There’s that word “power” that we hear so much in the recovery rooms. And that’s good because power and ego so often go together, and I’ve had to learn to let go of both of them. I spent several years trying to save her, but I made many mistakes and in the end was not able to influence her choices. Just like the pigeons, she’s gonna do what she has to do. I can only love her and be strong for her if and when she goes into recovery. I am, therefore, concentrating on saving myself. And if it weren’t for my daughter, I probably wouldn’t even be doing that. Beauty is often born out of loss. I still have a heart that can love—and the eyes to enjoy the beautiful sunsets where I live in Puget Sound.
The Spirit Coming Alive
“The idea of God is different in every person. The joy of my recovery was to find God within me. “ ~Angela Wozniak
One of the promises of 12-Step recovery is that we shall learn to be “happy, joyous and free.” I like the free part best. For too many years I’ve been chained to my own human failings. I never understood with such clarity my own defects and limitations until I started to work this Program. I was so lonely and isolated. But when I came to believe after much trial and error that I was in fact powerless over substance use disorder—mine, my daughter’s, and anyone else’s—I fell to my knees and turned this struggle over. And I felt so much lighter. Now, at last, I was off the hook. I’ve turned over all the lost years with my daughter and turned my attention to things I can control now. And that has given me the freedom to focus on other things.
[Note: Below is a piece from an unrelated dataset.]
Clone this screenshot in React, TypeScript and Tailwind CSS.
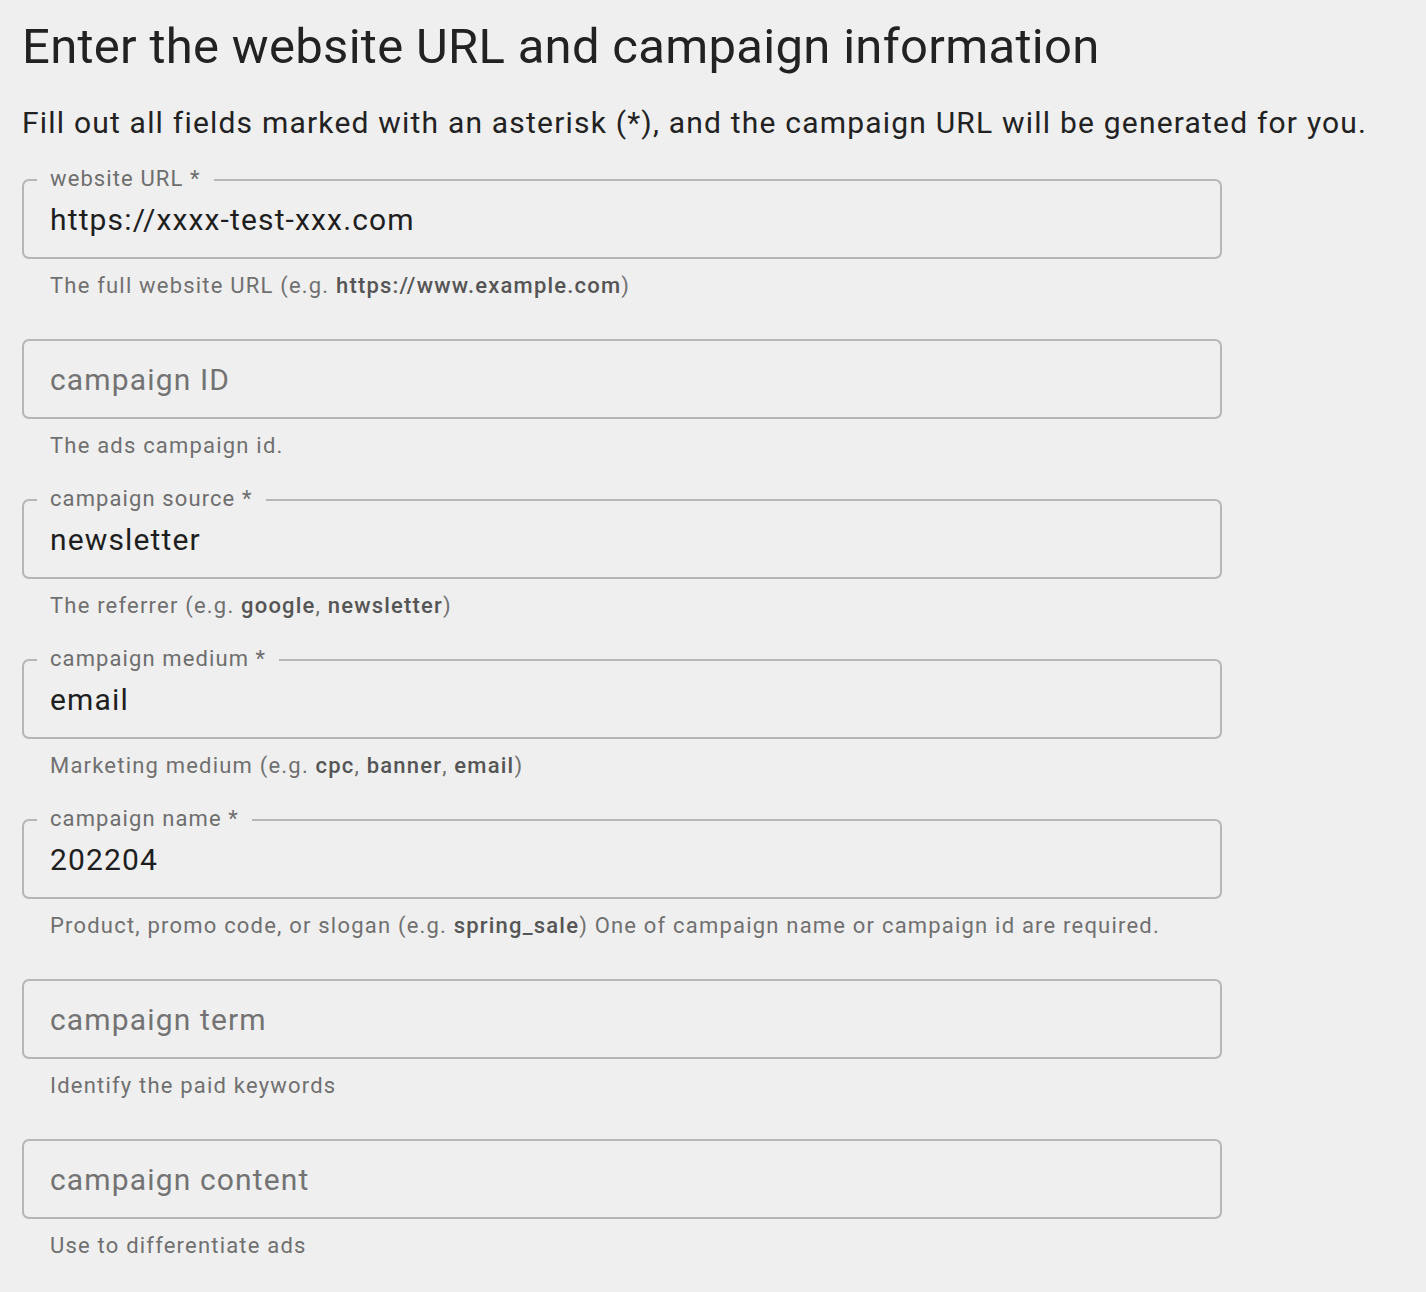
import React from 'react';

type Field = {
  label: string;
  required?: boolean;
  value?: string;
  helper: React.ReactNode;
};

const B: React.FC<{ children: React.ReactNode }> = ({ children }) => (
  <span className="font-medium text-[#555555]">{children}</span>
);

const fields: Field[] = [
  {
    label: 'website URL',
    required: true,
    value: 'https://xxxx-test-xxx.com',
    helper: (
      <>
        The full website URL (e.g. <B>https://www.example.com</B>)
      </>
    ),
  },
  { label: 'campaign ID', helper: 'The ads campaign id.' },
  {
    label: 'campaign source',
    required: true,
    value: 'newsletter',
    helper: (
      <>
        The referrer (e.g. <B>google</B>, <B>newsletter</B>)
      </>
    ),
  },
  {
    label: 'campaign medium',
    required: true,
    value: 'email',
    helper: (
      <>
        Marketing medium (e.g. <B>cpc</B>, <B>banner</B>, <B>email</B>)
      </>
    ),
  },
  {
    label: 'campaign name',
    required: true,
    value: '202204',
    helper: (
      <>
        Product, promo code, or slogan (e.g. <B>spring_sale</B>) One of campaign name or campaign id are required.
      </>
    ),
  },
  { label: 'campaign term', helper: 'Identify the paid keywords' },
  { label: 'campaign content', helper: 'Use to differentiate ads' },
];

const OutlinedField: React.FC<{ field: Field }> = ({ field }) => {
  const filled = !!field.value;
  return (
    <div className="h-[160px] w-[1200px]">
      <div className="relative h-[80px] border-2 border-[#b6b6b6] rounded-[7px] flex items-center px-[26px]">
        {filled && (
          <span className="absolute -top-[16px] left-[13px] px-[13px] bg-[#efefef] text-[22px] leading-[28px] text-[#6e6e6e] tracking-[1.1px]">
            {field.label}
            {field.required ? ' *' : ''}
          </span>
        )}
        {filled ? (
          <span className="text-[30px] text-[#1e1e1e] tracking-[1.15px]">{field.value}</span>
        ) : (
          <span className="text-[30px] text-[#737373] tracking-[1.15px]">{field.label}</span>
        )}
      </div>
      <p className="mt-[13px] pl-[28px] text-[22px] leading-[28px] text-[#707070] tracking-[1.2px] whitespace-nowrap">
        {field.helper}
      </p>
    </div>
  );
};

const App: React.FC = () => {
  return (
    <div
      className="min-h-[1292px] bg-[#efefef] flex flex-col"
      style={{ fontFamily: 'Roboto, "Noto Sans", sans-serif' }}
    >
      <div className="pl-[22px] pt-[19px] flex-1">
        <h1 className="text-[49px] leading-[56px] text-[#222222] font-normal tracking-[0.3px]">
          Enter the website URL and campaign information
        </h1>
        <p className="mt-[30px] text-[30px] leading-[36px] text-[#222222] tracking-[1.2px] whitespace-nowrap">
          Fill out all fields marked with an asterisk (*), and the campaign URL will be generated for you.
        </p>
        <div className="mt-[38px] flex flex-col">
          {fields.map(f => (
            <OutlinedField key={f.label} field={f} />
          ))}
        </div>
      </div>
      <div className="h-[14px] bg-gradient-to-b from-[#efefef] to-[#e7e7e7]" />
    </div>
  );
};

export default App;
My spirituality is based on three factors: far less EGO (Easing God Out), humble acceptance of whatever my lot is in life, and the vision to appreciate every day for all the good that I can see and experience. In this way, the principles of this Program have changed my life. It’s really great to be alive, and for so many years my life was utterly joyless. That’s the power of the spirit coming alive in me through my spiritual Program.